Es posiblemente, una evocación de los 60 pares de Budapest, zapatos de hierro en tamaño natural esculpidos a la memoria de los judíos, eliminados por el Partido de La Cruz Flechada que gobernó Hungría durante el final de la II Guerra Mundial. Con las agujetas amarraban sus manos y pies y los arrojaban al río Danubio para que muriesen ahogados o congelados. A lo largo de la orilla del río puede verse de manera permanente dicha instalación.

El marco geográfico y cultural del que se desprende la denuncia visual de Estambul, me hace reflexionar en la diferencia establecida entre las causas que engendran los llamados “feminicidios”, ocurridos los últimos años en Turquía y en México. Los primeros han sido determinados por individuos directamente relacionados por la vía legal o afectiva con las agredidas, y obedecen a un motivo de carácter religioso, un arraigado apego a las leyes del Corán.

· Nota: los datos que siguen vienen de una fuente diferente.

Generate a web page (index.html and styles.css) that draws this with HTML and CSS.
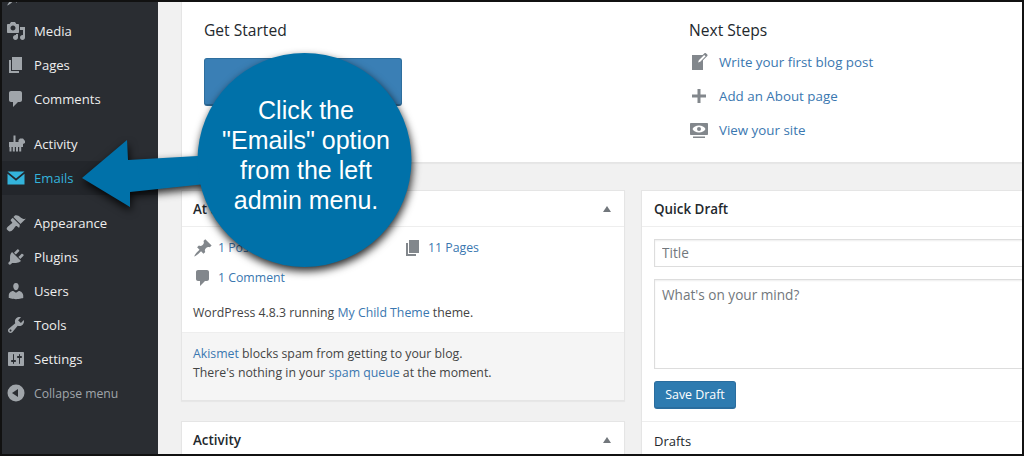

Los segundos son producto de un conflicto de orden social. Su raíz y ramificaciones pretenden un origen político, económico y sociológico. Atribuidos a temas de misoginia y sexismo, los delitos cometidos suman alarmante número: hasta el 25 de agosto de 2019, han sido lastimadas hasta acabar con su vida, 2,173 mujeres en nuestro país.

Las reacciones producidas para provocar inconformidad respecto de estas infamias, obedecen, probablemente, a que son dos sociedades contemporáneas diferentes con alguna coincidencia. Ambos países provienen de antiguas civilizaciones, aunque, mientras en Turquía se erige una obra de arte como silencioso reclamo, en México se violenta a los monumentos artísticos y se lanza a los vientos un dañino polvo de diamantina.

En tanto que en Turquía por tradición son consideradas de mal gusto las expresiones afectuosas en público, con amonestación de las autoridades incluso, en México observamos la decadencia moral instalada en cualquier banca de parque, contra la pared de cualquier callejón, hasta en los transportes colectivos de pasaje.

Lo que no tiene excusa es el atentado a la vida contra cualquier ser humano, sea mujer o varón. Por ningún motivo y por ninguna causa. Desde este rincón hogareño, apunto en mi libreta la idea de que, desde la zapatilla de cristal de La Cenicienta hasta los 440 pares de las señoras turcas, el calzado femenino viene siendo un símbolo, elevado hoy a su máxima abstracción por el talento de Vahit Tuna, un hombre.